Die Jahre bis 1916 wurden für ihn zu einer Zeit des Nebeneinanders von scheinbar unvereinbaren Kräften: einerseits das Festhalten am Kubismus, in einer kristallinen, reduzierten Form, die Kritiker später „Crystal Cubism“ nennen sollten, als ob er durch die geometrische Strenge eine Ordnung in die chaotische Welt hineinziehen wollte, und andererseits das langsame Wiederauftauchen figürlicher, fast klassizistischer Elemente, die nicht nur eine Rückkehr zu alten Themen bedeuteten, sondern wie ein Versuch wirkten, im Angesicht der Zerstörung die unverletzte Gestalt des Menschen, die Schönheit des Körpers und die Harmonie der Proportion zu behaupten, und so fanden sich in diesen Jahren Bilder, die wie stille Verhandlungen zwischen Vergangenheit und Zukunft erschienen, zwischen einer Welt, die verlorengegangen war, und einer, die erst noch zu entstehen hatte.

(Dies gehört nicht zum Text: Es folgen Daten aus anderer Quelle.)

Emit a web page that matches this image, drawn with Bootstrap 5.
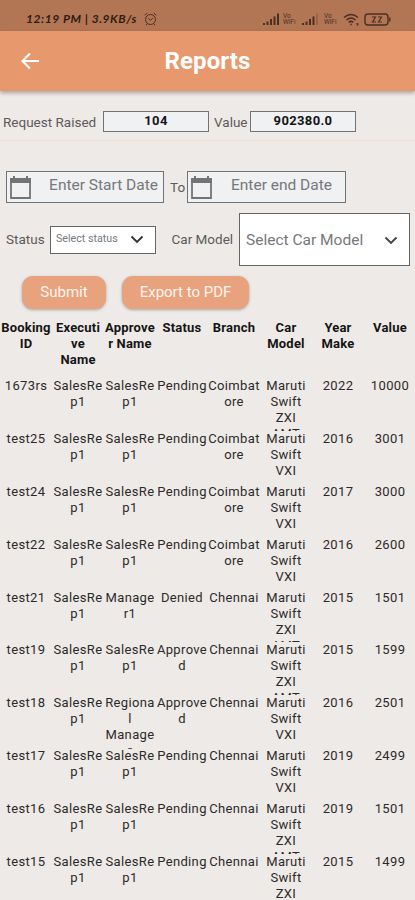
<!DOCTYPE html>
<html lang="en">
<head>
<meta charset="utf-8">
<meta name="viewport" content="width=device-width, initial-scale=1">
<title>Reports</title>
<link href="https://cdn.jsdelivr.net/npm/bootstrap@5.3.0/dist/css/bootstrap.min.css" rel="stylesheet">
<style>
body{font-family:Roboto,"Liberation Sans",sans-serif;background:#eeeae7;color:#2c2a29;overflow:hidden;height:900px}
svg{display:block;flex:none}
.statusbar{height:31px;background:#b27655;color:#4a3022;padding:7px 24px 0 26px}
.clock{font:italic 700 12px/24px Lato,sans-serif;letter-spacing:.55px;color:#2f1c13;white-space:pre;width:117px}
.vo{font-size:6.5px;line-height:6.5px;font-weight:400;width:13px}
.appbar{height:60px;background:#e8986d;box-shadow:0 2px 4px rgba(0,0,0,.3);padding-left:21px}
.appbar h1{font-size:24px;letter-spacing:.1px;padding-right:41px}
.summary{height:50px;padding:20px 0 0 3px;border-bottom:1px solid #eeddd6}
.lbl{font-size:13.5px;color:#5d5a59;white-space:nowrap}
.box{border:1px solid #707376;background:#f0f1f2}
.num{width:106px;height:21px;font-size:13px;line-height:18px;color:#151515;letter-spacing:.35px}
.dates{height:32px;margin-top:30px;padding-left:6px}
.datebox{height:32px;color:#77787a;font-size:15.5px;padding:0 5px 0 1px}
.datebox span{padding-bottom:3px}
.filters{height:53px;margin-top:10px;padding-left:6px}
.sel{border:1px solid #656565;background:#fff;color:#77787a}
.pill{height:33px;border-radius:11px;background:#e9a27e;color:#fff6f0;font-size:15px;border:0;box-shadow:0 1px 3px rgba(0,0,0,.3);padding:0}
.line{width:416px;height:52.9px;font-size:13px;line-height:16px;text-align:center;letter-spacing:.35px}
.line>div{width:52px;height:52.9px;overflow:hidden;flex:none;display:flex;justify-content:center;white-space:nowrap}
.line>div.tall{height:53.7px}
.heads{height:58px;font-weight:700;color:#151515;letter-spacing:.2px}
.reqlbl{width:100px;padding-top:1px}.vallbl{width:41px;padding:1px 0 0 5px}
.tolbl{width:23px;padding-left:6px}
.stlbl{width:44px}.carlbl{width:83px;padding-left:15.5px}
.startbox{width:158px}.endbox{width:159px;padding-right:13px}
.selstatus{width:106px;height:28px;font-size:10.7px;padding:0 11px 0 5px}
.selcar{width:171px;height:53px;font-size:15.5px;padding:2px 11px 0 6px}
.actions{padding:10px 0 11px 22px;gap:16px}
.wsub{width:84px}.wpdf{width:127px}
.heads>div{height:58px}
</style>
<script src="https://cdn.jsdelivr.net/npm/bootstrap@5.3.0/dist/js/bootstrap.bundle.min.js"></script>
</head>
<body>
<div class="statusbar d-flex align-items-center justify-content-between">
  <div class="d-flex align-items-center"><span class="clock">12:19 PM | 3.9KB/s</span>
    <svg class="ms-0" width="15" height="14" viewBox="0 0 13 14" fill="none" stroke="#4a3022"><circle cx="6.5" cy="7.5" r="5"/><path d="M.8 3.2 3.3 1M12.2 3.2 9.7 1M4.3 6.2l2.2 2 2.3-2M3 12l-1 1.3M10 12l1 1.3"/></svg>
  </div>
  <div class="d-flex align-items-center">
    <svg width="16" height="12" viewBox="0 0 16 12" fill="#4a3022"><path d="M0 10h2v2H0zM3.500 8.500h2V12h-2zM7 6h2v6H7zM10.500 3.500h2V12h-2zM14 .5h2V12h-2z"/></svg>
    <div class="vo ms-1">Vo<br>WiFi</div>
    <svg style="margin-left:6px" width="16" height="12" viewBox="0 0 16 12" fill="#4a3022"><path d="M0 10h2v2H0zM3.500 8.500h2V12h-2zM7 6h2v6H7zM10.500 3.500h2V12h-2z"/><path opacity=".25" d="M14 .5h2V12h-2z"/></svg>
    <div class="vo" style="margin-left:6px">Vo<br>WiFi</div>
    <svg style="margin-left:6px" width="17" height="13" viewBox="0 0 17 13" fill="none" stroke="#4a3022" stroke-width="1.600"><path d="M1 4.500q7-6 14 0M3.500 7q4.500-4 9 0M5.800 9.300q2.200-2 4.400 0"/><path d="M7.300 11.500h1.400M14.500 10v2.500"/></svg>
    <svg class="ms-1" width="27" height="13" viewBox="0 0 27 13" fill="none" stroke="#4a3022" stroke-width="1.400"><rect x="1" y="1" width="23" height="11" rx="3"/><path d="M25.800 4.500v4"/><path stroke-width="1.200" d="M8 4h3.500L8.500 9H12M14 4h3.500l-3 5H18"/></svg>
  </div>
</div>
<header class="appbar d-flex align-items-center position-relative">
  <svg width="20" height="18" viewBox="0 0 20 18" fill="none" stroke="#fff" stroke-width="2.100"><path d="M9 1.500 1.500 9 9 16.500M1.500 9H18"/></svg>
  <h1 class="m-0 flex-fill text-center text-white fw-bold">Reports</h1>
</header>
<section class="summary d-flex">
  <span class="lbl reqlbl">Request Raised</span><div class="box num fw-bold text-center">104</div>
  <span class="lbl vallbl">Value</span><div class="box num fw-bold text-center">902380.0</div>
</section>
<section class="dates d-flex align-items-center">
  <div class="box datebox startbox d-flex align-items-center justify-content-between">
    <svg width="24" height="26" viewBox="0 0 24 26"><path fill="none" stroke="#737476" stroke-width="1.800" d="M3 5h19v19H3z"/><path fill="#737476" d="M2 4h21v5H2zM5 2h2v4H5zM18 2h2v4h-2z"/></svg>
    <span>Enter Start Date</span></div>
  <span class="lbl tolbl">To</span>
  <div class="box datebox endbox d-flex align-items-center justify-content-between">
    <svg width="24" height="26" viewBox="0 0 24 26"><path fill="none" stroke="#737476" stroke-width="1.800" d="M3 5h19v19H3z"/><path fill="#737476" d="M2 4h21v5H2zM5 2h2v4H5zM18 2h2v4h-2z"/></svg>
    <span>Enter end Date</span></div>
</section>
<section class="filters d-flex align-items-center">
  <span class="lbl stlbl">Status</span>
  <div class="sel selstatus d-flex align-items-center justify-content-between"><span>Select status</span>
    <svg width="14" height="9" viewBox="0 0 14 9" fill="none" stroke="#333" stroke-width="1.900"><path d="m1.500 1.500 5.500 5.500 5.500-5.500"/></svg></div>
  <span class="lbl carlbl">Car Model</span>
  <div class="sel selcar d-flex align-items-center justify-content-between"><span>Select Car Model</span>
    <svg width="14" height="9" viewBox="0 0 14 9" fill="none" stroke="#444" stroke-width="1.900"><path d="m1.500 1.500 5.500 5.500 5.500-5.500"/></svg></div>
</section>
<div class="actions d-flex">
  <button class="pill wsub">Submit</button><button class="pill wpdf">Export to PDF</button>
</div>
<main>
<div class="line heads d-flex"><div>Booking<br>ID</div><div class="tall">Executi<br>ve<br>Name</div><div>Approve<br>r Name</div><div>Status</div><div>Branch</div><div>Car<br>Model</div><div>Year<br>Make</div><div>Value</div></div>
<div class="line d-flex"><div>1673rs</div><div>SalesRe<br>p1</div><div>SalesRe<br>p1</div><div>Pending</div><div>Coimbat<br>ore</div><div>Maruti<br>Swift<br>ZXI<br>AMT</div><div>2022</div><div>10000</div></div>
<div class="line d-flex"><div>test25</div><div>SalesRe<br>p1</div><div>SalesRe<br>p1</div><div>Pending</div><div>Coimbat<br>ore</div><div>Maruti<br>Swift<br>VXI</div><div>2016</div><div>3001</div></div>
<div class="line d-flex"><div>test24</div><div>SalesRe<br>p1</div><div>SalesRe<br>p1</div><div>Pending</div><div>Coimbat<br>ore</div><div>Maruti<br>Swift<br>VXI</div><div>2017</div><div>3000</div></div>
<div class="line d-flex"><div>test22</div><div>SalesRe<br>p1</div><div>SalesRe<br>p1</div><div>Pending</div><div>Coimbat<br>ore</div><div>Maruti<br>Swift<br>VXI</div><div>2016</div><div>2600</div></div>
<div class="line d-flex"><div>test21</div><div>SalesRe<br>p1</div><div>Manage<br>r1</div><div>Denied</div><div>Chennai</div><div>Maruti<br>Swift<br>ZXI<br>AMT</div><div>2015</div><div>1501</div></div>
<div class="line d-flex"><div>test19</div><div>SalesRe<br>p1</div><div>SalesRe<br>p1</div><div>Approve<br>d</div><div>Chennai</div><div>Maruti<br>Swift<br>ZXI<br>AMT</div><div>2015</div><div>1599</div></div>
<div class="line d-flex"><div>test18</div><div>SalesRe<br>p1</div><div class="tall">Regiona<br>l<br>Manage<br>r</div><div>Approve<br>d</div><div>Chennai</div><div>Maruti<br>Swift<br>VXI</div><div>2016</div><div>2501</div></div>
<div class="line d-flex"><div>test17</div><div>SalesRe<br>p1</div><div>SalesRe<br>p1</div><div>Pending</div><div>Chennai</div><div>Maruti<br>Swift<br>VXI</div><div>2019</div><div>2499</div></div>
<div class="line d-flex"><div>test16</div><div>SalesRe<br>p1</div><div>SalesRe<br>p1</div><div>Pending</div><div>Chennai</div><div>Maruti<br>Swift<br>ZXI<br>AMT</div><div>2019</div><div>1501</div></div>
<div class="line d-flex"><div>test15</div><div>SalesRe<br>p1</div><div>SalesRe<br>p1</div><div>Pending</div><div>Chennai</div><div>Maruti<br>Swift<br>ZXI</div><div>2015</div><div>1499</div></div>
</main>
</body>
</html>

Als 1918 der Krieg endete, Paris in eine seltsame Mischung aus Erleichterung, Trauer und ausgelassener Erschöpfung fiel, und er selbst, um Jahre gealtert, aber zugleich gewachsen an der inneren Disziplin dieser Zeit, auf seine Arbeit zurückblickte, erkannte er, dass der eigentliche Wendepunkt nicht der erste Tag des Krieges gewesen war, nicht die Rückkehr seiner Freunde aus der Fremde oder ihr Ausbleiben, nicht einmal die veränderte Kunstszene der Nachkriegszeit, sondern dass all dies zurückführte auf jenes ferne Jahr 1913, auf die Berge von Céret, den Verlust des Vaters, den Blick auf Eva, deren Lächeln bereits Abschied war, und auf den Hund, der in seiner Stille etwas Unwiederbringliches verkörperte – und dass diese Erfahrungen, die in der Landschaft und in den langen, schweigsamen Tagen jenes Sommers in ihn eingesunken waren, wie unterirdische Wasserläufe geblieben waren, die selbst in den Jahren des Lärms ihre Richtung behielten und ihn, ob er es wollte oder nicht, zu jenem Künstler formten, der er nun war.